Граница языка есть также несказанное. В этом смысле границей языка является граница логики высказывания, апофатического суждения. Логика суждения есть в этом отношении логика монолога естественных наук. Разговор по природе не таков, он в своей исходной форме не монолог, а диалог, который никогда не может завершиться, лишь временами может остановиться на моментах согласия одного собеседника с другим. Поэтому спрямление пути движения мысли до результата есть абстракция и лишь подчиненный момент для разговора. Язык осуществляет себя, таким образом, в ведении разговора. Не в высказывании, не в единстве смысла обозначающего, а в удержании единства Wort (Слово) и Antwort (Ответ), единстве смысла найденного и понятого слова, как бы посланного говорящим и встреченного в ответе.
В цитированной статье «Слово и образ» Гадамер нашел, на мой взгляд, очень симпатичную метафору для той специфической особенности опыта границы в языке. По Гадамеру, важно понять, что это граница не в смысле границы в природе, которая не может быть установлена иначе: «Это такая граница, которая всегда позволяет сделать еще несколько шагов навстречу, отодвигая тем самым границу».
Литература
1. Gadamer H.-G. Ästhetik und Poetik // Gadamer H.-G. Gesammelte Werke. Bd8. Tübingen, 1993.
2. Schleiermacher F.D. Akademiereden von 1829 // Schleiermacher F.D. Hermeneutik. Nach den Handschriften neu herausgegeben und eingeleitet von Heinz Kimmerle. Heidelberger Akademie der Wissenschaften. 1959 (1974).
3. Гадамер Х.-Г. Текст и интерпретация // Герменевтика и деконструкция. СПб., 1999.
4. Дильтей В. Введение в науки о духе // Зарубежная эстетика и теория литературы XIX-XX вв. М., 1987. С. 110.
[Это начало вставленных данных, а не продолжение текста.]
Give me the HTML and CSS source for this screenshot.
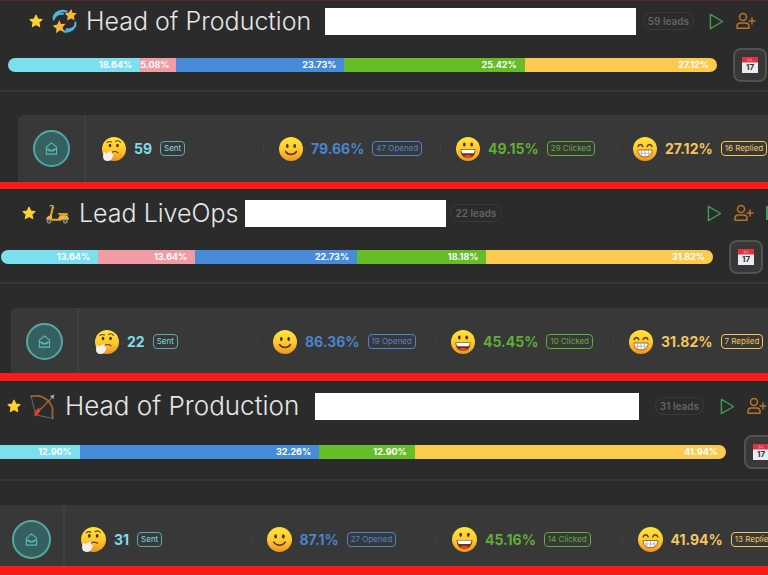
FILE: index.html
```
<!DOCTYPE html>
<html lang="en">
<head>
    <meta charset="UTF-8">
    <meta name="viewport" content="width=device-width, initial-scale=1.0">
    <title>Campaigns</title>
    <link rel="stylesheet" href="styles.css">
</head>
<body>
    <!-- shared icons -->
    <svg class="sprite" aria-hidden="true">
        <defs>
            <linearGradient id="face" x1="0" y1="0" x2="0" y2="1">
                <stop offset="0" stop-color="#ffe53b"/>
                <stop offset="0.55" stop-color="#fdc72e"/>
                <stop offset="1" stop-color="#ee9324"/>
            </linearGradient>
        </defs>
        <symbol id="star" viewBox="0 0 24 24">
            <path fill="#ffd22e" stroke="#ffd22e" stroke-width="2" stroke-linejoin="round" d="M12 2l3 6.700 7.200.8-5.400 4.900 1.500 7.100L12 17.900 5.700 21.500l1.500-7.100L1.800 9.500 9 8.700z"/>
        </symbol>
        <symbol id="dizzy" viewBox="0 0 24 24">
            <path fill="none" stroke="#4fb3dc" stroke-width="2" stroke-linecap="round" d="M1.500 8C3 2.500 9 .8 14 2.500M1.500 10c1-4 5-6 9-5.500M22.500 13c0 6-5 9.500-11 8.500M22.500 16c-2 3-5 4-8.500 3.500"/>
            <path fill="#fbb63a" d="M18.500 0l1.200 3.500 4.100.5-2.800 2.800.8 4-3.600-1.700-3.600 2 .5-4.100-2.900-2.800 4-.9zM7 10.500l1.600 4 4.400-.3-2.900 3.500 1.700 4.200-4.200-1.600-3.600 2.900.2-4.600L.5 16l4.600-1.200z"/>
        </symbol>
        <symbol id="scooter" viewBox="0 0 24 24">
            <path fill="none" stroke="#b9a27a" stroke-width="1.300" stroke-linecap="round" d="M5 4.500h2.500l.5 2"/>
            <path fill="none" stroke="#e6a92c" stroke-width="2" stroke-linecap="round" stroke-linejoin="round" d="M7.500 6l-2.500 11M7 18h8"/>
            <path fill="#efb536" d="M1 18c.5-3.500 3-4.500 5.500-4l.5 4zM12.500 18c0-3 2-4.500 5-4.500 3.500 0 5.500 1.500 5.500 4.500z"/>
            <path fill="#d99a2b" d="M12.500 11.500h9l1 2.500h-9z"/>
            <circle cx="4" cy="19.500" r="2.300" fill="#8d8d8d"/><circle cx="4" cy="19.500" r="1" fill="#333"/>
            <circle cx="19.500" cy="19.500" r="2.300" fill="#8d8d8d"/><circle cx="19.500" cy="19.500" r="1" fill="#333"/>
        </symbol>
        <symbol id="bow" viewBox="0 0 24 24">
            <path fill="none" stroke="#777" stroke-width="0.800" d="M1 2l4.500 18L22 23.500"/>
            <path fill="none" stroke="#9a6435" stroke-width="1.700" stroke-linecap="round" d="M1 2c3 .8 5-1.500 10 .5 5 2 9 6 10.500 11 .8 4-1 6 .5 10"/>
            <path stroke="#a5673a" stroke-width="1.200" d="M6 19L22 2.500"/>
            <path fill="#a4a7aa" d="M23.500.5l-1 4.500-3.500-3z"/>
            <path fill="#e0402b" d="M4 21l1-5 4-3 .5 3.500-2.500 4z"/>
        </symbol>
        <symbol id="thinking" viewBox="0 0 24 24">
            <circle cx="12" cy="12" r="12" fill="url(#face)"/>
            <ellipse cx="8" cy="8.500" rx="1.300" ry="1.800" fill="#4a2d12"/>
            <ellipse cx="15.500" cy="8.500" rx="1.300" ry="1.800" fill="#4a2d12"/>
            <path fill="none" stroke="#6b3f12" stroke-width="1.100" stroke-linecap="round" d="M5 5.500c1.500-1.200 3-1.300 4.500-.5M13.500 4.500c2-1.200 3.800-.8 5 .8M9.500 15.500c2-1.200 4.500-1.200 6.500.2"/>
            <path fill="#f3efe9" d="M1.500 15.500c.8-.8 2-.3 2.200 1l4.800-2.300c1.500-.4 2 1.200.8 2l1.700.8c.8 1.300.3 2.300-.5 3-.5 2.700-2.500 4-5 4-3 0-4.500-1.700-4.500-4.500z"/>
        </symbol>
        <symbol id="smile" viewBox="0 0 24 24">
            <circle cx="12" cy="12" r="12" fill="url(#face)"/>
            <ellipse cx="8.300" cy="9" rx="1.300" ry="2" fill="#4a2d12"/>
            <ellipse cx="15.700" cy="9" rx="1.300" ry="2" fill="#4a2d12"/>
            <path fill="none" stroke="#5b3411" stroke-width="1.400" stroke-linecap="round" d="M6.500 14.500c2.800 4 8.200 4 11 0"/>
        </symbol>
        <symbol id="grin" viewBox="0 0 24 24">
            <circle cx="12" cy="12" r="12" fill="url(#face)"/>
            <ellipse cx="8.300" cy="7.500" rx="1.300" ry="2" fill="#4a2d12"/>
            <ellipse cx="15.700" cy="7.500" rx="1.300" ry="2" fill="#4a2d12"/>
            <path fill="#6b3114" d="M4.500 12.500h15c0 5-3 8.500-7.500 8.500s-7.500-3.500-7.500-8.500z"/>
            <path fill="#fff" d="M5.300 13h13.400c0 1.800-.6 3.200-1.500 3.200H6.800c-.9 0-1.500-1.400-1.500-3.200z"/>
            <path fill="#e0502e" d="M8 19.300c2-1.800 6-1.800 8 0-2.400 2-5.600 2-8 0z"/>
        </symbol>
        <symbol id="beam" viewBox="0 0 24 24">
            <circle cx="12" cy="12" r="12" fill="url(#face)"/>
            <path fill="none" stroke="#5b3411" stroke-width="1.400" stroke-linecap="round" d="M5 9.500c.8-2.700 4-2.700 4.800 0M14.200 9.500c.8-2.700 4-2.700 4.800 0"/>
            <path fill="#fff" stroke="#8a4d1a" stroke-width="0.800" stroke-linejoin="round" d="M5 13h14c.3 4-2.500 6.800-7 6.800S4.700 17 5 13z"/>
            <path fill="none" stroke="#a8a29a" stroke-width="0.700" d="M5.500 16.300h13M8.500 13v6M12 13v6.500M15.500 13v6"/>
        </symbol>
        <symbol id="play" viewBox="0 0 16 18">
            <path fill="none" stroke="currentColor" stroke-width="1.500" stroke-linejoin="round" d="M1.500 1.500v15l13-7.500z"/>
        </symbol>
        <symbol id="add-user" viewBox="0 0 20 18">
            <g fill="none" stroke="currentColor" stroke-width="1.500" stroke-linecap="round" stroke-linejoin="round">
                <circle cx="7" cy="5" r="3.500"/>
                <path d="M4.500 11h5c2.300 0 3.500 1.500 3.500 3.300v1.900H1v-1.900C1 12.500 2.200 11 4.500 11zM16 6v6M13 9h6"/>
            </g>
        </symbol>
        <symbol id="calendar" viewBox="0 0 18 18">
            <path fill="#e8edf2" d="M1 5h16v12H1z"/>
            <path fill="#dd3440" d="M1 1h16v5.500H1z"/>
            <path fill="none" stroke="#f08a8f" stroke-width="0.900" d="M6.500 3h1.500v2H6.500M10 2.500v2.500h1.500"/>
        </symbol>
        <symbol id="mail" viewBox="0 0 14 14">
            <g fill="none" stroke="currentColor" stroke-width="1.200" stroke-linejoin="round" stroke-linecap="round">
                <path d="M1.500 5.500L7 1l5.500 4.500V13h-11zM1.500 7L5 9.500h4L12.500 7M4 7.500c1.500 2.200 4.500 2.200 6 0"/>
            </g>
        </symbol>
    </svg>

    <main class="campaigns">
        <section class="campaign campaign-first">
            <header class="campaign-head">
                <button class="icon-btn" type="button" aria-label="Favourite"><svg class="star"><use href="#star"/></svg></button>
                <svg class="title-emoji"><use href="#dizzy"/></svg>
                <h2 class="title">Head of Production</h2>
                <div class="hidden-name"></div>
                <span class="leads">59 leads</span>
                <div class="actions">
                    <button class="icon-btn green" type="button" aria-label="Start"><svg class="play"><use href="#play"/></svg></button>
                    <button class="icon-btn orange" type="button" aria-label="Add lead"><svg class="add-user"><use href="#add-user"/></svg></button>
                </div>
            </header>
            <div class="progress-row">
                <div class="progress">
                    <div class="segment seg-sent" style="width: 18.64%">18.64%</div>
                    <div class="segment seg-bounced" style="width: 5.08%">5.08%</div>
                    <div class="segment seg-opened" style="width: 23.73%">23.73%</div>
                    <div class="segment seg-clicked" style="width: 25.42%">25.42%</div>
                    <div class="segment seg-replied" style="width: 27.12%">27.12%</div>
                </div>
                <button class="calendar-btn" type="button" aria-label="Schedule"><svg><use href="#calendar"/><text class="cal-day" x="9" y="14" text-anchor="middle">17</text></svg></button>
            </div>
            <div class="stats">
                <div class="stage"><span class="stage-icon"><svg><use href="#mail"/></svg></span></div>
                <div class="stat sent"><svg class="emoji"><use href="#thinking"/></svg><strong>59</strong><span class="tag">Sent</span></div>
                <div class="stat opened"><svg class="emoji"><use href="#smile"/></svg><strong>79.66%</strong><span class="tag">47 Opened</span></div>
                <div class="stat clicked"><svg class="emoji"><use href="#grin"/></svg><strong>49.15%</strong><span class="tag">29 Clicked</span></div>
                <div class="stat replied"><svg class="emoji"><use href="#beam"/></svg><strong>27.12%</strong><span class="tag">16 Replied</span></div>
            </div>
        </section>

        <section class="campaign campaign-second">
            <header class="campaign-head">
                <button class="icon-btn" type="button" aria-label="Favourite"><svg class="star"><use href="#star"/></svg></button>
                <svg class="title-emoji"><use href="#scooter"/></svg>
                <h2 class="title">Lead LiveOps</h2>
                <div class="hidden-name"></div>
                <span class="leads">22 leads</span>
                <div class="actions">
                    <button class="icon-btn green" type="button" aria-label="Start"><svg class="play"><use href="#play"/></svg></button>
                    <button class="icon-btn orange" type="button" aria-label="Add lead"><svg class="add-user"><use href="#add-user"/></svg></button>
                    <span class="more"></span>
                </div>
            </header>
            <div class="progress-row">
                <div class="progress">
                    <div class="segment seg-sent" style="width: 13.64%">13.64%</div>
                    <div class="segment seg-bounced" style="width: 13.64%">13.64%</div>
                    <div class="segment seg-opened" style="width: 22.73%">22.73%</div>
                    <div class="segment seg-clicked" style="width: 18.18%">18.18%</div>
                    <div class="segment seg-replied" style="width: 31.82%">31.82%</div>
                </div>
                <button class="calendar-btn" type="button" aria-label="Schedule"><svg><use href="#calendar"/><text class="cal-day" x="9" y="14" text-anchor="middle">17</text></svg></button>
            </div>
            <div class="stats">
                <div class="stage"><span class="stage-icon"><svg><use href="#mail"/></svg></span></div>
                <div class="stat sent"><svg class="emoji"><use href="#thinking"/></svg><strong>22</strong><span class="tag">Sent</span></div>
                <div class="stat opened"><svg class="emoji"><use href="#smile"/></svg><strong>86.36%</strong><span class="tag">19 Opened</span></div>
                <div class="stat clicked"><svg class="emoji"><use href="#grin"/></svg><strong>45.45%</strong><span class="tag">10 Clicked</span></div>
                <div class="stat replied"><svg class="emoji"><use href="#beam"/></svg><strong>31.82%</strong><span class="tag">7 Replied</span></div>
            </div>
        </section>

        <section class="campaign campaign-third">
            <header class="campaign-head">
                <button class="icon-btn" type="button" aria-label="Favourite"><svg class="star"><use href="#star"/></svg></button>
                <svg class="title-emoji"><use href="#bow"/></svg>
                <h2 class="title">Head of Production</h2>
                <div class="hidden-name"></div>
                <span class="leads">31 leads</span>
                <div class="actions">
                    <button class="icon-btn green" type="button" aria-label="Start"><svg class="play"><use href="#play"/></svg></button>
                    <button class="icon-btn orange" type="button" aria-label="Add lead"><svg class="add-user"><use href="#add-user"/></svg></button>
                </div>
            </header>
            <div class="progress-row">
                <div class="progress">
                    <div class="segment seg-sent" style="width: 12.90%">12.90%</div>
                    <div class="segment seg-opened" style="width: 32.26%">32.26%</div>
                    <div class="segment seg-clicked" style="width: 12.90%">12.90%</div>
                    <div class="segment seg-replied" style="width: 41.94%">41.94%</div>
                </div>
                <button class="calendar-btn" type="button" aria-label="Schedule"><svg><use href="#calendar"/><text class="cal-day" x="9" y="14" text-anchor="middle">17</text></svg></button>
            </div>
            <div class="stats">
                <div class="stage"><span class="stage-icon"><svg><use href="#mail"/></svg></span></div>
                <div class="stat sent"><svg class="emoji"><use href="#thinking"/></svg><strong>31</strong><span class="tag">Sent</span></div>
                <div class="stat opened"><svg class="emoji"><use href="#smile"/></svg><strong>87.1%</strong><span class="tag">27 Opened</span></div>
                <div class="stat clicked"><svg class="emoji"><use href="#grin"/></svg><strong>45.16%</strong><span class="tag">14 Clicked</span></div>
                <div class="stat replied"><svg class="emoji"><use href="#beam"/></svg><strong>41.94%</strong><span class="tag">13 Replied</span></div>
            </div>
        </section>
    </main>
</body>
</html>
```

FILE: styles.css
```
* {
    box-sizing: border-box;
}
body {
    margin: 0;
    background-color: #fb1a1a;
    font-family: Inter, "Liberation Sans", sans-serif;
    overflow: hidden;
}
button {
    font: inherit;
    cursor: pointer;
}
svg {
    display: block;
    flex-shrink: 0;
}
.sprite {
    position: absolute;
    width: 0;
    height: 0;
}
.campaigns {
    display: flex;
    flex-direction: column;
    gap: 7px;
}
.campaign {
    background-color: #2b2b2b;
    overflow: hidden;
}

/* header */
.campaign-head {
    display: flex;
    align-items: center;
    height: 30px;
}
.icon-btn {
    display: block;
    padding: 0;
    border: none;
    background: none;
}
.star {
    width: 14px;
    height: 14px;
}
.title-emoji {
    width: 25px;
    height: 25px;
    margin: 0 9px;
}
.title {
    margin: 0;
    color: #e6e6e6;
    font-size: 25px;
    line-height: 30px;
    font-weight: 300;
    white-space: nowrap;
}
.hidden-name {
    height: 27px;
    background-color: #fff;
    margin-left: auto;
}
.leads {
    padding: 0 4px;
    border: 1px solid #393939;
    border-radius: 9px;
    color: #636363;
    font-size: 10px;
    line-height: 16px;
    font-weight: 600;
    white-space: nowrap;
}
.actions {
    display: flex;
    align-items: center;
    gap: 12px;
}
.green {
    color: #3f9d55;
}
.orange {
    color: #b8742c;
}
.play {
    width: 15px;
    height: 17px;
}
.add-user {
    width: 20px;
    height: 18px;
}
.more {
    width: 2px;
    height: 14px;
    background-color: #3f9d55;
}

/* progress */
.progress-row {
    display: flex;
    align-items: center;
    gap: 16px;
    border-bottom: 2px solid #363636;
}
.progress {
    display: flex;
    flex: 1;
    height: 14px;
    border-radius: 7px;
    overflow: hidden;
}
.segment {
    padding-right: 8px;
    color: #fff;
    font-size: 9px;
    line-height: 14px;
    font-weight: 700;
    text-align: right;
    white-space: nowrap;
}
.seg-sent {
    background-color: #7bdff0;
}
.seg-bounced {
    background-color: #f19ca4;
}
.seg-opened {
    background-color: #488bd8;
}
.seg-clicked {
    background-color: #66bd28;
}
.seg-replied {
    background-color: #fbcb4f;
}
.calendar-btn {
    display: flex;
    align-items: center;
    justify-content: center;
    flex-shrink: 0;
    width: 34px;
    height: 34px;
    padding: 0;
    border: 2px solid #525252;
    border-radius: 8px;
    background-color: #383838;
}
.calendar-btn svg {
    width: 18px;
    height: 18px;
}
.cal-day {
    font-size: 8px;
    font-weight: 700;
    fill: #333;
}

/* stats */
.stats {
    display: grid;
    grid-template-columns: 68px repeat(4, 1fr);
    background-color: #383838;
    border-radius: 6px 0 0 0;
}
.stage {
    padding: 15px 0 15px 15px;
    border-right: 2px solid #404040;
}
.stage-icon {
    display: flex;
    align-items: center;
    justify-content: center;
    width: 37px;
    height: 37px;
    border: 2px solid #51a8a4;
    border-radius: 50%;
    background-color: #35605f;
    color: #5bbab4;
}
.stage-icon svg {
    width: 13px;
    height: 13px;
}
.stat {
    display: flex;
    align-items: center;
    gap: 8px;
    height: 37px;
    margin-top: 15px;
    padding-left: 16px;
    white-space: nowrap;
}
.stat + .stat {
    background: linear-gradient(#414141, #414141) left center / 1px 8px no-repeat;
}
.emoji {
    width: 24px;
    height: 24px;
}
.stat strong {
    font-size: 14px;
    line-height: 20px;
    font-weight: 700;
}
.tag {
    padding: 0 3px;
    border: 1px solid;
    border-radius: 4px;
    font-size: 8px;
    line-height: 13px;
}
.sent {
    color: #7fdbe8;
}
.opened {
    color: #4a84cc;
}
.clicked {
    color: #5fae35;
}
.replied {
    color: #f3c65c;
}
.sent .tag {
    border-color: #62a5ae;
}

.campaign-first {
    padding-top: 5px;
    border-top: 1px solid #5a2626;
}
.campaign-first .campaign-head {
    padding: 0 12px 0 29px;
}
.campaign-first .hidden-name {
    width: 311px;
}
.campaign-first .leads {
    margin: 0 15px 0 7px;
}
.campaign-first .progress-row {
    padding: 12px 1px 8px 8px;
}
.campaign-first .stats {
    margin: 23px -26px 0 18px;
}

.campaign-second {
    padding-top: 9px;
}
.campaign-second .campaign-head {
    padding-left: 22px;
}
.campaign-second .hidden-name {
    width: 201px;
    margin-left: 7px;
}
.campaign-second .leads {
    margin: 0 auto 0 4px;
}
.campaign-second .progress-row {
    padding: 12px 5px 8px 1px;
}
.campaign-second .stats {
    margin: 24px -23px 0 11px;
}
.campaign-second .stage {
    padding-bottom: 13px;
}

.campaign-third {
    margin-top: 1px;
    padding-top: 10px;
}
.campaign-third .campaign-head {
    padding: 0 1px 0 7px;
}
.campaign-third .title {
    font-size: 26px;
}
.campaign-third .title-emoji {
    margin-right: 10px;
}
.campaign-third .hidden-name {
    width: 324px;
}
.campaign-third .leads {
    margin: 0 16px;
}
.campaign-third .progress-row {
    gap: 18px;
    margin: 0 -10px 0 -16px;
    padding: 14px 0 10px;
}
.campaign-third .stats {
    margin: 24px -39px 0 -3px;
}
.campaign-third .stage {
    padding-bottom: 7px;
}
.campaign-third .stage-icon {
    width: 39px;
    height: 39px;
}
.campaign-third .stat {
    height: 39px;
}
.campaign-third .emoji {
    width: 25px;
    height: 25px;
}
```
5. Дильтей В. Воззрение на мир и исследование человека со времен Возрождения и Реформации. М., 2000.
6. Изер В. К антропологии художественной литературы // Новое литературное обозрение. 2008. №94.
7. Шлейермахер Фр. Академические речи (фрагм.) // Метафизические исследования. Вып. 3. СПб., 1997.
8. Яусс Х. Р. История литературы как провокация литературоведения // Новое литературное обозрение. № 12. 1995.
Статья поступила в редакцию 18 июня 2009 г.